Results 1 to 12 of 12

Thread: Really slick window hardware

  1. #1

    Really slick window hardware

    I don't know what they call it but they have some really neat window hardware in Italy.

    The window looks like this closed and locked.
    20190711_171716.jpg
    With yhe handle horizontal. It opens by swinging to the side.
    20190711_171626.jpg
    With the handle turned up it opens like a vent.
    20190711_171654.jpg
    Here are the upper and lower hinges.
    20190711_171535.jpg
    20190711_171556.jpg
    Last edited by Lee Schierer; 07-11-2019 at 11:45 AM.
    Lee Schierer
    USNA- '71
    Captain USN(Ret)

    My advice, comments and suggestions are free, but it costs money to run the site.
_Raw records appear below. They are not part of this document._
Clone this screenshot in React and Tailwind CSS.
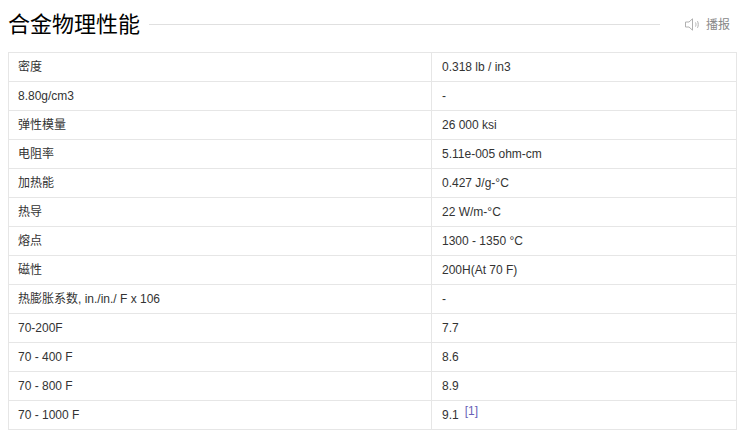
import React from "react";

const rows = [
  ["密度", "0.318 lb / in3"],
  ["8.80g/cm3", "-"],
  ["弹性模量", "26 000 ksi"],
  ["电阻率", "5.11e-005 ohm-cm"],
  ["加热能", "0.427 J/g-°C"],
  ["热导", "22 W/m-°C"],
  ["熔点", "1300 - 1350 °C"],
  ["磁性", "200H(At 70 F)"],
  ["热膨胀系数, in./in./ F x 106", "-"],
  ["70-200F", "7.7"],
  ["70 - 400 F", "8.6"],
  ["70 - 800 F", "8.9"],
  ["70 - 1000 F", "9.1"],
];

const SpeakerIcon = () => (
  <svg width="15" height="13" viewBox="0 0 15 13" fill="none" stroke="#b0b0b0" strokeWidth="1">
    <path d="M0.5 4h3.5L7.5 0.8v11.4L4 9H0.5z" />
    <path d="M10.5 4.5c.6 1.2.6 2.8 0 4" />
    <path d="M12.5 3.2c1 2 1 4.6 0 6.6" />
  </svg>
);

export default function App() {
  return (
    <div className="w-[745px] h-[434px] overflow-hidden bg-white font-['Liberation_Sans','Noto_Sans_CJK_SC',sans-serif] text-[#333]">
      <div className="flex items-center h-[52px] pl-2 pr-[15px] pb-[3px]">
        <h2 className="text-[22px] leading-[30px] text-[#000] font-normal whitespace-nowrap">合金物理性能</h2>
        <div className="flex-1 h-px bg-[#e0e0e0] ml-[9px] mr-[25px]"></div>
        <SpeakerIcon />
        <span className="ml-[6px] text-xs text-[#888]">播报</span>
      </div>
      <table className="ml-2 w-[729px] table-fixed border-collapse text-xs">
        <tbody>
          {rows.map(([name, value], i) => (
            <tr key={i} className="h-[29px]">
              <td className="w-[423px] border border-[#e6e6e6] px-[9px] py-0 align-middle">{name}</td>
              <td className="border border-[#e6e6e6] px-[10px] py-0 align-middle">
                {value}
                {i === rows.length - 1 && (
                  <sup className="ml-[6px] text-xs text-[#6a5fb8] align-baseline relative -top-[4px]">[1]</sup>
                )}
              </td>
            </tr>
          ))}
        </tbody>
      </table>
    </div>
  );
}
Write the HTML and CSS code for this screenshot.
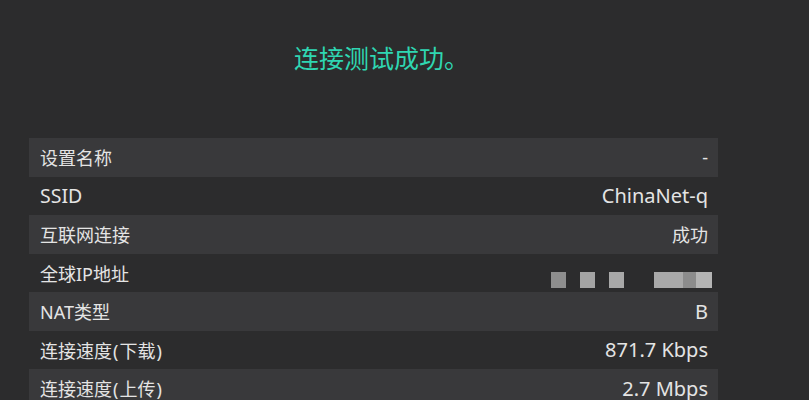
FILE: index.html
```html
<!DOCTYPE html>
<html lang="zh-CN">
<head>
<meta charset="utf-8">
<link rel="stylesheet" href="styles.css">
</head>
<body>
<div class="page">
  <h1 class="title">连接测试成功。</h1>
  <div class="panel">
    <div class="row alt"><span class="label">设置名称</span><span class="value">-</span></div>
    <div class="row"><span class="label lat">SSID</span><span class="value lat">ChinaNet-q</span></div>
    <div class="row alt"><span class="label">互联网连接</span><span class="value">成功</span></div>
    <div class="row"><span class="label">全球IP地址</span>
      <span class="mosaic">
        <span class="blk b1"></span><span class="blk b2"></span><span class="blk b3"></span><span class="gap"></span><span class="blk b4"></span>
      </span>
    </div>
    <div class="row alt"><span class="label">NAT类型</span><span class="value lat">B</span></div>
    <div class="row"><span class="label">连接速度<span class="par">(</span>下载<span class="par">)</span></span><span class="value lat">871.7 Kbps</span></div>
    <div class="row alt"><span class="label">连接速度<span class="par">(</span>上传<span class="par">)</span></span><span class="value lat">2.7 Mbps</span></div>
  </div>
</div>
</body>
</html>
```
FILE: styles.css
```css
html, body {
  margin: 0;
  padding: 0;
  background: #2c2c2d;
  overflow: hidden;
}
.page {
  width: 809px;
  height: 400px;
  font-family: "Noto Sans", "Noto Sans CJK SC", sans-serif;
  color: #e4e4e4;
}
.title {
  margin: 0;
  padding-top: 40px;
  padding-right: 46px;
  height: 96px;
  box-sizing: border-box;
  text-align: center;
  font-size: 25px;
  font-weight: 400;
  line-height: 34px;
  color: #2fd6b2;
  font-family: "Noto Sans CJK SC", sans-serif;
}
.panel {
  margin-top: 42px;
  margin-left: 29px;
  width: 689px;
}
.row {
  height: 38.5px;
  display: flex;
  align-items: center;
  justify-content: space-between;
  padding: 0 10px 0 11px;
  font-size: 18px;
}
.row.alt {
  background: #39393b;
}
.label {
  font-family: "Noto Sans", "Noto Sans CJK SC", sans-serif;
}
.label.lat {
  font-size: 19.5px;
}
.par {
  margin: 0 1px;
}
.value {
  font-family: "Noto Sans", "Noto Sans CJK SC", sans-serif;
}
.value.lat {
  font-size: 20px;
}
.mosaic {
  display: flex;
  align-items: center;
  gap: 14px;
  margin-right: -4px;
  margin-top: 14px;
}
.blk {
  display: block;
  height: 16px;
  background: #9a9a9a;
}
.b1 { width: 15px; background: #8e8e8e; }
.b2 { width: 15px; background: #a4a4a4; }
.b3 { width: 15px; background: #a8a8a8; }
.gap { width: 2px; }
.b4 {
  width: 58px;
  background: linear-gradient(90deg, #a9a9a9 0 50%, #8c8c8c 50% 72%, #b4b4b4 72% 100%);
}
```
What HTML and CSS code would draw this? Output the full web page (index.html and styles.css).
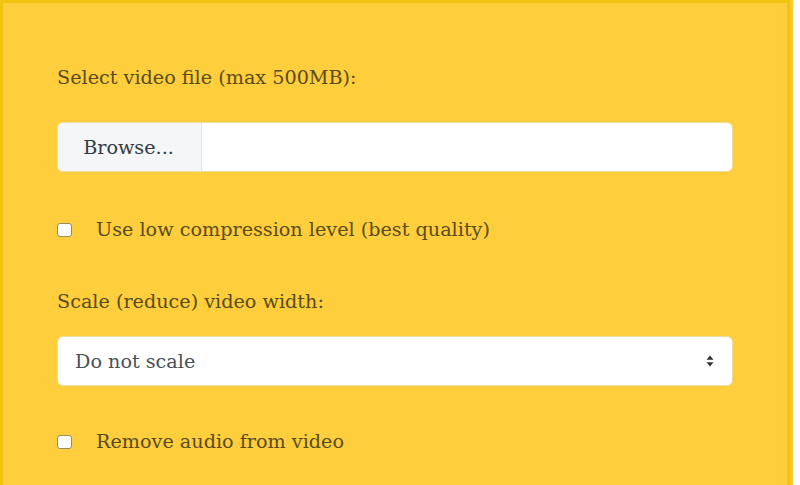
FILE: index.html
```html
<!DOCTYPE html>
<html>
<head>
<meta charset="utf-8">
<link rel="stylesheet" href="styles.css">
</head>
<body>
<div class="panel">
  <form class="form">
    <div class="field-label first">Select video file (max 500MB):</div>
    <label class="file-input">
      <span class="file-btn">Browse...</span>
      <span class="file-name"></span>
    </label>
    <label class="check-row first-check">
      <input type="checkbox" class="check">
      <span>Use low compression level (best quality)</span>
    </label>
    <div class="field-label second">Scale (reduce) video width:</div>
    <div class="select-wrap">
      <select class="select">
        <option>Do not scale</option>
      </select>
      <svg class="select-arrow" width="8" height="12" viewBox="0 0 8 12"><path d="M4 0.5 L7.5 4.8 H0.5 Z M4 11.5 L7.5 7.2 H0.5 Z" fill="#333"/></svg>
    </div>
    <label class="check-row second-check">
      <input type="checkbox" class="check">
      <span>Remove audio from video</span>
    </label>
  </form>
</div>
</body>
</html>
```

FILE: styles.css
```css
html, body {
  margin: 0;
  padding: 0;
  background: #ffffff;
  height: 100%;
  overflow: hidden;
}
.panel {
  width: 784px;
  height: 482px;
  overflow: hidden;
  background: #ffce3d;
  border: 3px solid #f2c40f;
  border-bottom: none;
  box-shadow: 3px 0 0 #f6cb2c;
  font-family: "DejaVu Serif", "Liberation Serif", serif;
  font-size: 19.2px;
  color: #5a4c1e;
}
.form {
  padding: 63px 54px 0 54px;
  display: flex;
  flex-direction: column;
}
.field-label {
  line-height: 24px;
  height: 24px;
  white-space: nowrap;
}
.field-label.first { margin-bottom: 32px; }
.field-label.second { margin-top: 48px; margin-bottom: 22px; }
.file-input {
  display: flex;
  height: 50px;
  box-sizing: border-box;
  border: 1px solid #ecdca0;
  border-radius: 6px;
  background: #ffffff;
  overflow: hidden;
}
.file-btn {
  width: 144px;
  box-sizing: border-box;
  background: #f5f6f8;
  border-right: 1px solid #dfe2e6;
  color: #343a40;
  display: flex;
  align-items: center;
  justify-content: center;
  padding-right: 2px;
}
.file-name { flex: 1; }
.check-row {
  display: flex;
  align-items: center;
  height: 24px;
  line-height: 24px;
  white-space: nowrap;
}
.first-check { margin-top: 46px; }
.second-check { margin-top: 44px; }
.check {
  appearance: none;
  -webkit-appearance: none;
  width: 15px;
  height: 14px;
  margin: 0 24px 0 0;
  background: #ffffff;
  border: 1px solid #9a8a5a;
  border-radius: 3px;
  box-sizing: border-box;
  flex: none;
}
.select-wrap {
  position: relative;
  height: 50px;
}
.select {
  appearance: none;
  -webkit-appearance: none;
  width: 100%;
  height: 50px;
  box-sizing: border-box;
  border: 1px solid #ecdca0;
  border-radius: 6px;
  background: #ffffff;
  font-family: "DejaVu Serif", "Liberation Serif", serif;
  font-size: 19.2px;
  color: #495057;
  padding: 0 17px;
  outline: none;
}
.select-arrow {
  position: absolute;
  right: 19px;
  top: 19px;
}
```
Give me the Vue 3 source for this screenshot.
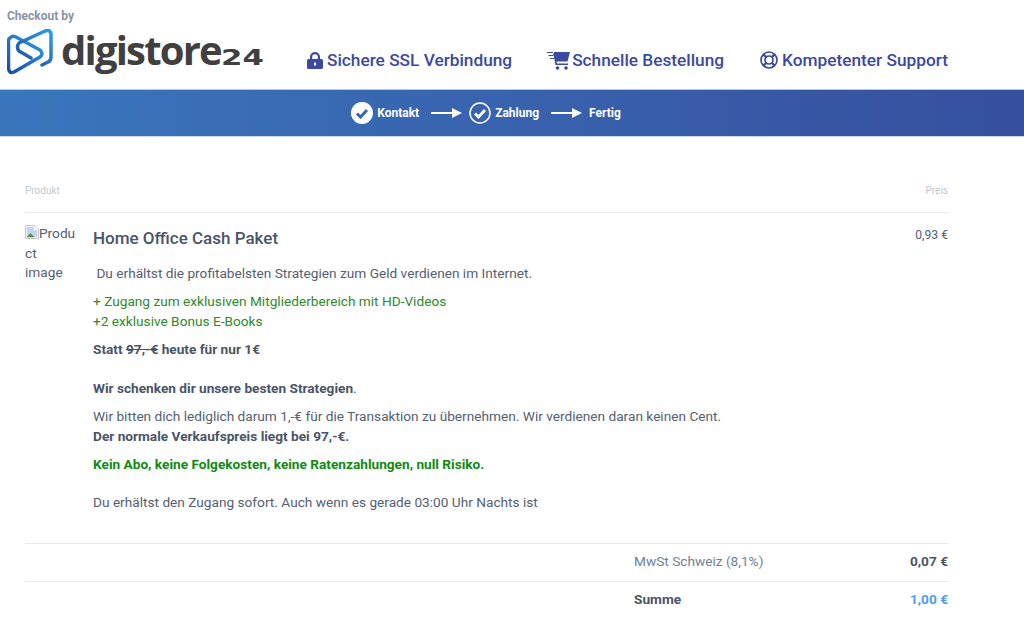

If you found something of value here please give a little something back by becoming a contributor! Please Contribute

  2. #2
    Join Date
    Mar 2003
    Location
    SE PA - Central Bucks County
    Posts
    48,868
    I think I know what you mean, Lee...I shop build video I watched sometime ago for a fellow on that side of the big ocean used them. They are very clever and useful. Probably costly, too!
    --

    The most expensive tool is the one you buy "cheaply" and often...

  3. #3
    Join Date
    Jan 2007
    Location
    Michiana
    Posts
    1,257
    They're called Tilt/Turn windows. Very popular in Europe (and yes, they are priced considerably higher than we're used to on this side of the pond).
    It's wood dust. Saw dust would suggest a problem.

  4. #4
    Join Date
    Nov 2007
    Location
    Goleta / Santa Barbara
    Posts
    703
    I believe our buddy Joe Calhoon in Ouray, CO is set up to make these. EVERYTHING Joe makes is SWEET.

  5. #5
    Join Date
    Mar 2009
    Location
    Sterling, Virginia
    Posts
    510
    Matthias Wandel did a video from Germany showing them in action. https://www.youtube.com/watch?v=LT8eBjlcT8s

  6. #6
    Join Date
    May 2015
    Location
    NW Indiana
    Posts
    460
    Marvin, Jeld Wen and probably others make them here.

  7. #7
    Join Date
    May 2017
    Location
    Germany
    Posts
    360
    These are nearly standard in Germany. Not only do all of my windows function like this, but also the double doors going out to the upstairs and ground level patios.

  8. #8
    Join Date
    Mar 2016
    Location
    Exeter, CA
    Posts
    352
    Quote Originally Posted by Mike Kreinhop View Post
    These are nearly standard in Germany. Not only do all of my windows function like this, but also the double doors going out to the upstairs and ground level patios.
    I lived in Italy in the mid 70s and Germany in the late 80s and both countries had these windows. Great for cleaning, especially in Germany where the windows were on the 3rd and 4th floors and the locals expected you to clean them weekly. Don't know why they never caught on stateside, as they were great windows. Randy

  9. #9
    Join Date
    Dec 2008
    Location
    Ouray Colorado
    Posts
    793
    Quote Originally Posted by Patrick McCarthy View Post
    I believe our buddy Joe Calhoon in Ouray, CO is set up to make these. EVERYTHING Joe makes is SWEET.

    Thanks Patrick!

    I've been building these for almost 20 years now. I had a cousin in Sud Tirol of northern Italy that made doors and windows. That inspired me to make some for my own house. My shop is pretty modest compared to the 50 or more shops I have visited in Europe. The ones Marvin and other large window companies are making are pretty watered down versions. It’s a specialized high end market for these here but a commodity product in Europe. Although the PVC windows are gaining a market share there because of the low cost.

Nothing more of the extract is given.